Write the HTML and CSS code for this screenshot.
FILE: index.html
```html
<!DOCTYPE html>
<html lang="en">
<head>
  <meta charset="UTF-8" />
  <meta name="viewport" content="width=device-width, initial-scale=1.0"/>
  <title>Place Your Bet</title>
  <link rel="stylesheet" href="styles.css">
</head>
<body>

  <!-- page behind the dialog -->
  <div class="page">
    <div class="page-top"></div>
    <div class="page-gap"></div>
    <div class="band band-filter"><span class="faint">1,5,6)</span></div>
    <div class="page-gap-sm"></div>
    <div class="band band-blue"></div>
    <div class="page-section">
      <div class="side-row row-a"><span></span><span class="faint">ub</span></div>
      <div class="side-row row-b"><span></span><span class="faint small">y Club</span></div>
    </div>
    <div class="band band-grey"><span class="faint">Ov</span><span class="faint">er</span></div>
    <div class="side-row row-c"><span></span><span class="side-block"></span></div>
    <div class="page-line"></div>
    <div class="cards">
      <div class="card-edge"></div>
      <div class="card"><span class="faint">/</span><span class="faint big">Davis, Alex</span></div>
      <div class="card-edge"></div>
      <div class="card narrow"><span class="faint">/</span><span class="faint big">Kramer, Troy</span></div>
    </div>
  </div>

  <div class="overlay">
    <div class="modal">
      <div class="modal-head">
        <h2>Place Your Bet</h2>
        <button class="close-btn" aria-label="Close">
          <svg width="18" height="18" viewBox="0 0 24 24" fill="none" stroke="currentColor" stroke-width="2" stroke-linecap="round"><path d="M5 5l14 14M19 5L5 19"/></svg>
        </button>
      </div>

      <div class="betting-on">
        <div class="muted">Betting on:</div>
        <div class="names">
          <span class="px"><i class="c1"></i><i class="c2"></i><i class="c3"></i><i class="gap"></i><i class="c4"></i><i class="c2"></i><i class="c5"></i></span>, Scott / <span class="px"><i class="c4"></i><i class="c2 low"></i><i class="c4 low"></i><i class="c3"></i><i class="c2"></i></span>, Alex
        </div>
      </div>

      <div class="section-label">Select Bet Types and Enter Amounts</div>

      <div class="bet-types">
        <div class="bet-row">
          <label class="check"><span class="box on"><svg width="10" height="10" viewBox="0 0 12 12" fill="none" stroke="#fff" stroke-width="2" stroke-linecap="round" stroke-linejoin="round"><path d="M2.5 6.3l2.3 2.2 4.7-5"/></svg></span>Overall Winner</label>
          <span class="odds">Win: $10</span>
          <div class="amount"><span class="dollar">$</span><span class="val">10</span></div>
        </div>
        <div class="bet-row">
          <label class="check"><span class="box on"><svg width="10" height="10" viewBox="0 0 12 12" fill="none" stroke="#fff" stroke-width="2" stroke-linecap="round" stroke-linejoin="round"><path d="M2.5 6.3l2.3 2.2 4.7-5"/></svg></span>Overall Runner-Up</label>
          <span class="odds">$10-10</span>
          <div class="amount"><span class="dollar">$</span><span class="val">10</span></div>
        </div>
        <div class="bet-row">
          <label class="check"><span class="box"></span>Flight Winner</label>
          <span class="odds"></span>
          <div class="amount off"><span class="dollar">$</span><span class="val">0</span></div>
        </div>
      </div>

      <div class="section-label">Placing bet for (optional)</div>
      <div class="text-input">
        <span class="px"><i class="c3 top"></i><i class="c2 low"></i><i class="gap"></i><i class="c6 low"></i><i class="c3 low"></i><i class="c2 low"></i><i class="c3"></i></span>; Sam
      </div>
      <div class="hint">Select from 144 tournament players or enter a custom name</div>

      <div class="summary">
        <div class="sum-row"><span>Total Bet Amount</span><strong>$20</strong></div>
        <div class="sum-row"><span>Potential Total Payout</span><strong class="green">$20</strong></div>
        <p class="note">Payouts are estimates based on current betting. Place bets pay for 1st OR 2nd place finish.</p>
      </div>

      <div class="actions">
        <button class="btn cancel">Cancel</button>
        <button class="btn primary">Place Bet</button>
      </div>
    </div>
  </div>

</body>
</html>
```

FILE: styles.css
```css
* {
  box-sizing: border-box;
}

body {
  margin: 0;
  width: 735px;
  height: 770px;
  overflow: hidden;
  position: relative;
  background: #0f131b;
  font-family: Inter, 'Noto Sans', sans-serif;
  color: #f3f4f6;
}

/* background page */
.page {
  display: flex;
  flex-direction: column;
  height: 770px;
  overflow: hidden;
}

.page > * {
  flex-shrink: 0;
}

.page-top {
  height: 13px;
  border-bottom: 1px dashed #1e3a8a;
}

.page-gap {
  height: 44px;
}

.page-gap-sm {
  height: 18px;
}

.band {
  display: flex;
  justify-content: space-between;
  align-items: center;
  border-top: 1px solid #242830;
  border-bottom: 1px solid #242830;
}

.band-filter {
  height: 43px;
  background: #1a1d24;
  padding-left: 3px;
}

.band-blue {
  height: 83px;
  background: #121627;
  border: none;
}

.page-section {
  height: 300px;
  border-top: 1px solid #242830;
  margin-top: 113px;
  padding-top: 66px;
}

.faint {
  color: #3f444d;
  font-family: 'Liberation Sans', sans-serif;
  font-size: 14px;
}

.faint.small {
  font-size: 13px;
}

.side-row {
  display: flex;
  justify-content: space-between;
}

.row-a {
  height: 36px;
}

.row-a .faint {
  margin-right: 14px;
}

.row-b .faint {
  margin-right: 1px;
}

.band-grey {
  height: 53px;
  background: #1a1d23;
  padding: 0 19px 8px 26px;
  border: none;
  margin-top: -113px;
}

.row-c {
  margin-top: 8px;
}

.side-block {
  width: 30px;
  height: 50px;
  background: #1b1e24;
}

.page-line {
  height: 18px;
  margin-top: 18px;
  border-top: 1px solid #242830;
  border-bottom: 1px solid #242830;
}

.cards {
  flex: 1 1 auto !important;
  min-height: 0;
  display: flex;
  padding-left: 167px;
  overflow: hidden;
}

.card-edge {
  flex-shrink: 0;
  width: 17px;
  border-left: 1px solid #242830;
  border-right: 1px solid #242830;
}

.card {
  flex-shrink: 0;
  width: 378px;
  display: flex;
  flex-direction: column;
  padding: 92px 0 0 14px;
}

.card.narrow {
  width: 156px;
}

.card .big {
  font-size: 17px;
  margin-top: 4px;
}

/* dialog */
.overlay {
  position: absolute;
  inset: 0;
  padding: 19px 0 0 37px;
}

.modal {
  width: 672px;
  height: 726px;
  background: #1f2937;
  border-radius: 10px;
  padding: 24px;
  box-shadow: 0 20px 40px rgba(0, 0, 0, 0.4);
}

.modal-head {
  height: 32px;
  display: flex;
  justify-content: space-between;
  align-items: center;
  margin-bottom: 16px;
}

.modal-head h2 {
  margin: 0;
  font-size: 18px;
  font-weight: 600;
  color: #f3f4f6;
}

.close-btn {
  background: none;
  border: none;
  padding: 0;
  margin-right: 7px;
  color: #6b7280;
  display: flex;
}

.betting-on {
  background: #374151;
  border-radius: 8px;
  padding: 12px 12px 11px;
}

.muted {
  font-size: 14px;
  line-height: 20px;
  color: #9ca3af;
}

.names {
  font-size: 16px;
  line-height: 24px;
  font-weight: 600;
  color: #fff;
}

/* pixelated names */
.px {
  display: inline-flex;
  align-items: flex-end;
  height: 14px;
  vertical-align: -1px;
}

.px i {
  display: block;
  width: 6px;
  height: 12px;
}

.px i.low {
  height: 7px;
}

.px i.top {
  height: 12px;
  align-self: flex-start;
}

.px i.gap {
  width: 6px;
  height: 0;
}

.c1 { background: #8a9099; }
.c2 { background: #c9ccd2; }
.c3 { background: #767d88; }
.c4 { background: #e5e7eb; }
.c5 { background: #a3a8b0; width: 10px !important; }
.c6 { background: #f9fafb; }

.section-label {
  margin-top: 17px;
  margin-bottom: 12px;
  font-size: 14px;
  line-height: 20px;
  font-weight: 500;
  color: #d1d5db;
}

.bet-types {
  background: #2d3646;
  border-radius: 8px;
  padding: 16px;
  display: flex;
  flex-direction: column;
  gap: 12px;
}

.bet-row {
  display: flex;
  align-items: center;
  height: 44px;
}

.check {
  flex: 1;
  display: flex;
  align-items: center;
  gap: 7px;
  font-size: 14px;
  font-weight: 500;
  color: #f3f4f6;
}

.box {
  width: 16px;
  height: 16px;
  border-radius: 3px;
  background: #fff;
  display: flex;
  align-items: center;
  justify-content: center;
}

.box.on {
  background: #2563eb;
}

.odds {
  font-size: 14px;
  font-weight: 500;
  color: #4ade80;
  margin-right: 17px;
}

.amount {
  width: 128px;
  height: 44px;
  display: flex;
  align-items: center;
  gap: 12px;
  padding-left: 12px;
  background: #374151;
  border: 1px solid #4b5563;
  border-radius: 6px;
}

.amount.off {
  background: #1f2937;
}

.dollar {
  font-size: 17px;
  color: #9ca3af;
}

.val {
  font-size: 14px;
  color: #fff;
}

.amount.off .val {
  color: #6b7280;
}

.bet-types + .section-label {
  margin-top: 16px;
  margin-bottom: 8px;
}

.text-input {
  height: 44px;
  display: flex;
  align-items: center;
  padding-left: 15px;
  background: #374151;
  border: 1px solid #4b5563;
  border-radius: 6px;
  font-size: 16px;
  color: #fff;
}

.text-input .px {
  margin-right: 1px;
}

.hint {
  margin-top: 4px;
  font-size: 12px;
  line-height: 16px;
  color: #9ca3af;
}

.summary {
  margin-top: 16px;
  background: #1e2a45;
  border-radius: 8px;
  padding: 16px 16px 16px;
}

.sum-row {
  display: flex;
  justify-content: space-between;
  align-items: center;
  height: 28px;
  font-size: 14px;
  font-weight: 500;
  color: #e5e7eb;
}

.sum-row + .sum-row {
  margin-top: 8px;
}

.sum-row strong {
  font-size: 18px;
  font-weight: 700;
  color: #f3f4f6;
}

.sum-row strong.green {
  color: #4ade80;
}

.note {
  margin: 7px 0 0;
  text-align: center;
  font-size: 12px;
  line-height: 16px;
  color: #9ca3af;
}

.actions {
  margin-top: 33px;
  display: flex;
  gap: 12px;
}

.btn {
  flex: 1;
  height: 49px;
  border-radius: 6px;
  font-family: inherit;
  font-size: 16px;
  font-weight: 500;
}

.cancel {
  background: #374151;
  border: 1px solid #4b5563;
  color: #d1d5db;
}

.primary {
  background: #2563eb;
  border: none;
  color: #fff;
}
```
==
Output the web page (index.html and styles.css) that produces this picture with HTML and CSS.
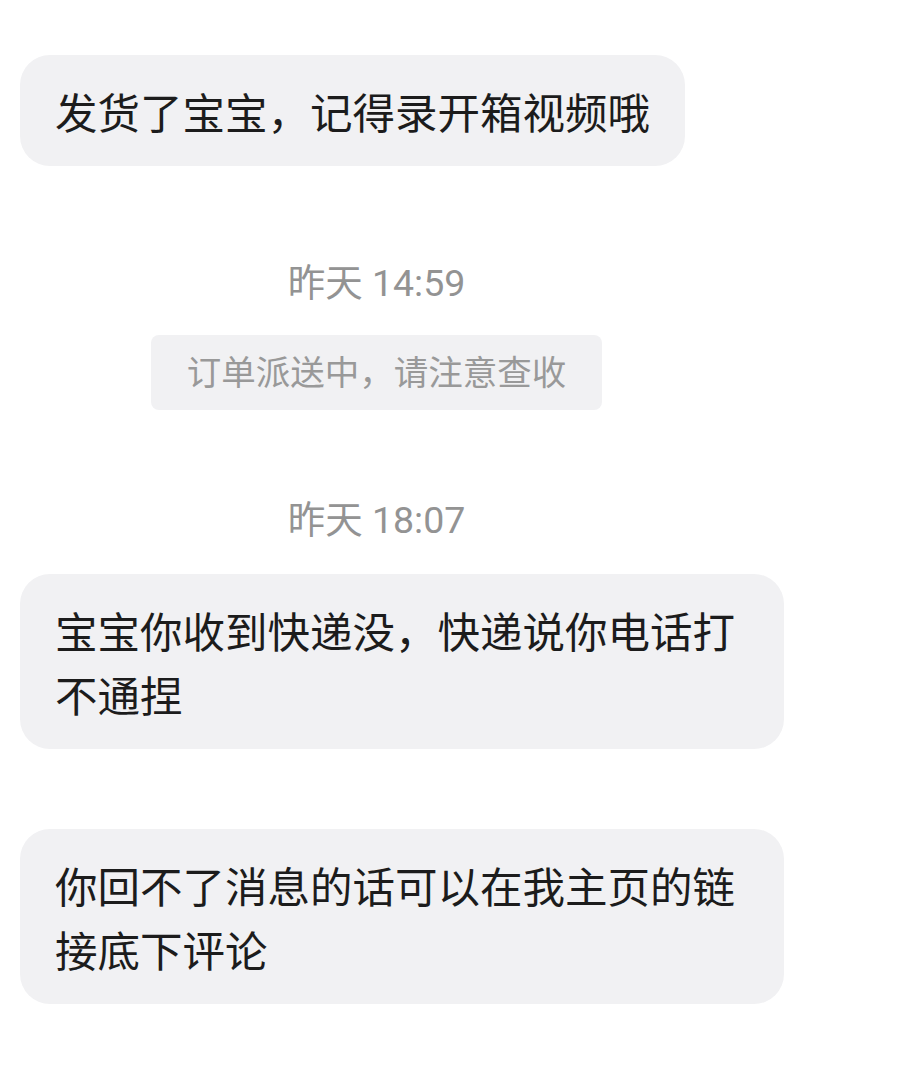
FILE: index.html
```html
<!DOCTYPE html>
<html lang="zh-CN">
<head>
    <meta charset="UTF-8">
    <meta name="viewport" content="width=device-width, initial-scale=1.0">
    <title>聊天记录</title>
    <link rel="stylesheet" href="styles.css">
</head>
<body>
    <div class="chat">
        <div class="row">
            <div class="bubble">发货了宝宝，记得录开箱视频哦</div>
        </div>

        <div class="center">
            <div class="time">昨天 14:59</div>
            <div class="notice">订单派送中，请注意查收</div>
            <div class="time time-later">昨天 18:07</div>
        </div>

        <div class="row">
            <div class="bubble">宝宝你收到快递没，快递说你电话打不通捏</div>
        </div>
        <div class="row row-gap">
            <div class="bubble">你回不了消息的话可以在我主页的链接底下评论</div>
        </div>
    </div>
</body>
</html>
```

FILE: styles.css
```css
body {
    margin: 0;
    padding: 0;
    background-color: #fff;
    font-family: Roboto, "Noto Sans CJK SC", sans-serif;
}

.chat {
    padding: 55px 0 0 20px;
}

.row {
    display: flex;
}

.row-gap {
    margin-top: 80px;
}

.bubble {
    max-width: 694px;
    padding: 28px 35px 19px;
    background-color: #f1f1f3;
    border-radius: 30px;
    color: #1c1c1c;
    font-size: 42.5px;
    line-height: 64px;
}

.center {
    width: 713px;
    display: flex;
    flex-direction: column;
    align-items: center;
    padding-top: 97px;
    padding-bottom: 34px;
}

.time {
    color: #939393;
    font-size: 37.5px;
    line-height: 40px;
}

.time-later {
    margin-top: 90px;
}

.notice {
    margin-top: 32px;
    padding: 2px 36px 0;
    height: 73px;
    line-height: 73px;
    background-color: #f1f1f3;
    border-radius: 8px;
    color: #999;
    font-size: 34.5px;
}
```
==
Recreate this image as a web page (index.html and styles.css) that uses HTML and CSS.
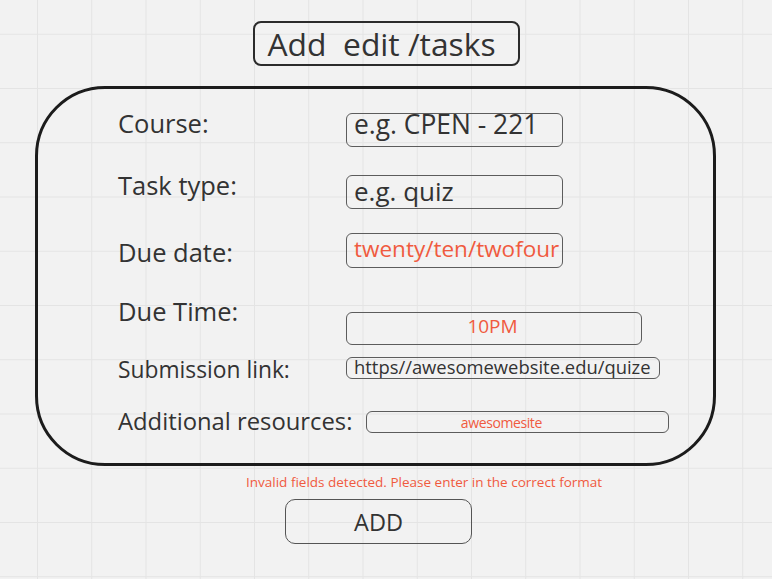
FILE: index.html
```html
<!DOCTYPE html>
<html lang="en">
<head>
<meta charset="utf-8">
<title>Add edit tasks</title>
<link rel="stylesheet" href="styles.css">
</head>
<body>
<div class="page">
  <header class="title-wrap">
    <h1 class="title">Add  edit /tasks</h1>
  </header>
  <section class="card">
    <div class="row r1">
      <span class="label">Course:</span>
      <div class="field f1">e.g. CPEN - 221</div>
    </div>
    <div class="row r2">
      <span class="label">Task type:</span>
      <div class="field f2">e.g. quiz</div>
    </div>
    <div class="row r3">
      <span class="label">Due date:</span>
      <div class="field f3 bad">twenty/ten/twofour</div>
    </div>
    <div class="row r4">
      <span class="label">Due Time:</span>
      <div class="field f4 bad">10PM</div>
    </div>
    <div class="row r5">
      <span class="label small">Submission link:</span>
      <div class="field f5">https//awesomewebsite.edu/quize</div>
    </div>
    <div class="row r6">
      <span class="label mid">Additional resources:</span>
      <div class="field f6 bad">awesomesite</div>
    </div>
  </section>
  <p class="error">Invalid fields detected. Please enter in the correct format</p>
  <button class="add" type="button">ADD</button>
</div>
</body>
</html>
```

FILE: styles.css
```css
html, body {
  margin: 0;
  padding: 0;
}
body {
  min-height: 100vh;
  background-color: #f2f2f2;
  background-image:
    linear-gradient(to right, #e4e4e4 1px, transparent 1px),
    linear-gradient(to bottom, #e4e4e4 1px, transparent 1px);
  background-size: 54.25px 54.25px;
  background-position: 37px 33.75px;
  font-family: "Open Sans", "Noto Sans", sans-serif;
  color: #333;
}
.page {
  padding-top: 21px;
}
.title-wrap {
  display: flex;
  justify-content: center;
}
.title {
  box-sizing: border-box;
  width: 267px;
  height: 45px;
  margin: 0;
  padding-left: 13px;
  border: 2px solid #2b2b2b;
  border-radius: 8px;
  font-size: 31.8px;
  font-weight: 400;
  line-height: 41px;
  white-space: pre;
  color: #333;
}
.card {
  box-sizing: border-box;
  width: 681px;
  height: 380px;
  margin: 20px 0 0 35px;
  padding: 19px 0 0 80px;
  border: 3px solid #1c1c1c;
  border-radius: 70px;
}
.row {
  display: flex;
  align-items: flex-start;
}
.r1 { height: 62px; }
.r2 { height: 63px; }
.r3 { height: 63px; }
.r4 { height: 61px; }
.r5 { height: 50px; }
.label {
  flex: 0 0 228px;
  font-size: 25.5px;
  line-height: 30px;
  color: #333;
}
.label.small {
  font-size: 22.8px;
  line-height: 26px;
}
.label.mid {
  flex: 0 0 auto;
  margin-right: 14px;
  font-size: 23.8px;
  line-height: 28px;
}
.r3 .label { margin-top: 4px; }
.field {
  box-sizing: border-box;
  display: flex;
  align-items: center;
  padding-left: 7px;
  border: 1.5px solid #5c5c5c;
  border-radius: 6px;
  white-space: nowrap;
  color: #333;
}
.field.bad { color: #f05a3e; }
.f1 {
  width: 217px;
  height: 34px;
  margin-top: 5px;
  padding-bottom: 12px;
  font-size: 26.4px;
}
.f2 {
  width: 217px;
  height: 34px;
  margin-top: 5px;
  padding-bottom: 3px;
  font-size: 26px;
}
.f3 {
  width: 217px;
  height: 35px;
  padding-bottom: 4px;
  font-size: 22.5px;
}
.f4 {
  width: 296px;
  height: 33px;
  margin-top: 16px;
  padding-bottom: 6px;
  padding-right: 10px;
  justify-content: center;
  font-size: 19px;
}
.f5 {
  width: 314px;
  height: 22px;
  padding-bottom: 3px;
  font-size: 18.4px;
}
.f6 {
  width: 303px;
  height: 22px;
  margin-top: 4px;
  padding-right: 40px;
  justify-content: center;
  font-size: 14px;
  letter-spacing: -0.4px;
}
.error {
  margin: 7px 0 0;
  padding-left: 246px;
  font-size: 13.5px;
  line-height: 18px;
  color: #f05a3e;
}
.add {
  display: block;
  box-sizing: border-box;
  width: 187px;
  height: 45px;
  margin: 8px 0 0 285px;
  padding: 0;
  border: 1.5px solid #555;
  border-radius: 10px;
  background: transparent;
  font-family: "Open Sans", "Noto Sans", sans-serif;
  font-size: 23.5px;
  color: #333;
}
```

▸ Exercise instructions:
Identify the lines that contain the string "image", and copy every one of them.

▸ Reply:
Recreate this image as a web page (index.html and styles.css) that uses HTML and CSS.
  background-image:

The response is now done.